-- Start of DATA PROVIDED --

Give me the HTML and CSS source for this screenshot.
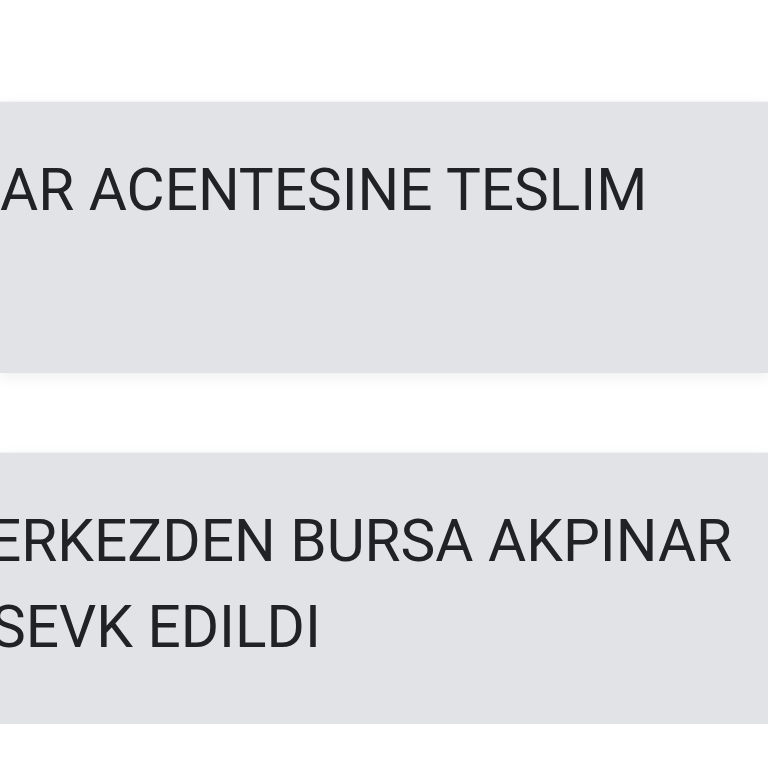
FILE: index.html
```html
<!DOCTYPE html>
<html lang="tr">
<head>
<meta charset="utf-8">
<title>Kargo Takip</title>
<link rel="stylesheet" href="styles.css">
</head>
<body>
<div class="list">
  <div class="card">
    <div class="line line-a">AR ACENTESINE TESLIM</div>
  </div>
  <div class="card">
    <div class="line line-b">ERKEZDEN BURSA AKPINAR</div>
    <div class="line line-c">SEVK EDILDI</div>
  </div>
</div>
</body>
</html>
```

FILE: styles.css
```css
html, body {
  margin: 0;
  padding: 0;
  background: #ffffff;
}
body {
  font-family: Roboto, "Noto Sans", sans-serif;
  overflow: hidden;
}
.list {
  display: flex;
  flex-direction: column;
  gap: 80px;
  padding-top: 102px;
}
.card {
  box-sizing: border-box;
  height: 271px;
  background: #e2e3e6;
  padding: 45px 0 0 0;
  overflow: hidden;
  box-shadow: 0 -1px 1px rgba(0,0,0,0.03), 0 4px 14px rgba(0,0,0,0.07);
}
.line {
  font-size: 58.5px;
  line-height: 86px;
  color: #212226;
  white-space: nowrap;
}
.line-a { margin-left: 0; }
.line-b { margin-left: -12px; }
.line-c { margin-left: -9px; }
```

-- End of DATA PROVIDED --

Copy the whole of the material above exactly, but not its images.

Give me the HTML and CSS source for this screenshot.
FILE: index.html
```html
<!DOCTYPE html>
<html lang="tr">
<head>
<meta charset="utf-8">
<title>Kargo Takip</title>
<link rel="stylesheet" href="styles.css">
</head>
<body>
<div class="list">
  <div class="card">
    <div class="line line-a">AR ACENTESINE TESLIM</div>
  </div>
  <div class="card">
    <div class="line line-b">ERKEZDEN BURSA AKPINAR</div>
    <div class="line line-c">SEVK EDILDI</div>
  </div>
</div>
</body>
</html>
```

FILE: styles.css
```css
html, body {
  margin: 0;
  padding: 0;
  background: #ffffff;
}
body {
  font-family: Roboto, "Noto Sans", sans-serif;
  overflow: hidden;
}
.list {
  display: flex;
  flex-direction: column;
  gap: 80px;
  padding-top: 102px;
}
.card {
  box-sizing: border-box;
  height: 271px;
  background: #e2e3e6;
  padding: 45px 0 0 0;
  overflow: hidden;
  box-shadow: 0 -1px 1px rgba(0,0,0,0.03), 0 4px 14px rgba(0,0,0,0.07);
}
.line {
  font-size: 58.5px;
  line-height: 86px;
  color: #212226;
  white-space: nowrap;
}
.line-a { margin-left: 0; }
.line-b { margin-left: -12px; }
.line-c { margin-left: -9px; }
```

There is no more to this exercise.